The Machars region of SW Scotland is attractive to pilgrims, artists, walkers, bird watchers, bikers, and anyone fascinated by the rich history of the area.
Whithorn – a Royal Burgh town – and the cradle of Christianity in Scotland is a gateway to many coastal delights. It is close to the official Galloway Forest Dark Sky Park. Even with the street lights switched on, the Milky Way can clearly be seen arching above the town. Just to the north is Wigtown, famous for its annual autumn book festival and site of the infamous martyrdom of the Covenanters in Wigtown Bay. Garlieston is where trials of the D-Day Mulberry Harbours took place. On the west of the Machars peninsula at Monreith, is Gavin Maxwell’s home (author of ‘Ring of Bright Water’).
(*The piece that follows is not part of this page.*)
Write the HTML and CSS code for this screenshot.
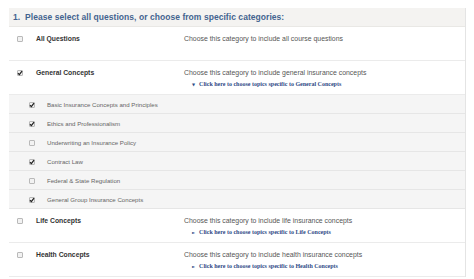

Head south towards the Isle of Whithorn, and you are faced with a series of narrow roads, interlinked and abounding with agricultural and religious history. From the Isle of Whithorn or on the Burrowhead cliffs, you can see views over to Kirkcudbrightshire, the massive hills of Cumbria across the Solway Firth, to the Isle of Man, and to the Mull of Galloway. Because we are on the Gulf Stream, the climate is moderate. We rarely have frost, even more rarely snow, and the unpolluted light, both piercing yet soft, shines on a landscape that varies from rugged cliffs to sandy beaches to views of the massive Galloway Hills. Winters can be windy and rainy, but January’s snowdrops and daffodils proclaim the early arrival of spring. Our people are known for their friendliness, while artists and crafters in clay, glass, wool, food, and drink delight our senses all year-round.
Wildlife and Natural Beauty
Wake up your senses by experiencing the natural beauty of the Machars Region: a magical place where forests meet the coast, beaches extend for miles, the past meets the present, and nature lives in harmony with human communities.
Here you will find a diverse range of birds including buzzards, gannets, guillemots, kites, geese, waders, curlews, and oyster catchers. Along the rugged coastline you might see badgers, foxes, hares, and rabbits. Even a normally elusive otter was seen walking down the street in Whithorn! With luck you may see a pod of harbour porpoises or some seals.
The coastline is testament to the region’s history. One of our most famous sites, St Ninian’s Cave, is protected by a pebble beach, nestled between steep, rugged cliffs. The first view of the cave is breath-taking: as you head toward the beach down a woodland path alternately carpeted with masses of snowdrops, bluebells, and wild garlic, you will lose all sense of time. For many, it is a place of religious importance, telling the story of Christianity’s arrival in Scotland.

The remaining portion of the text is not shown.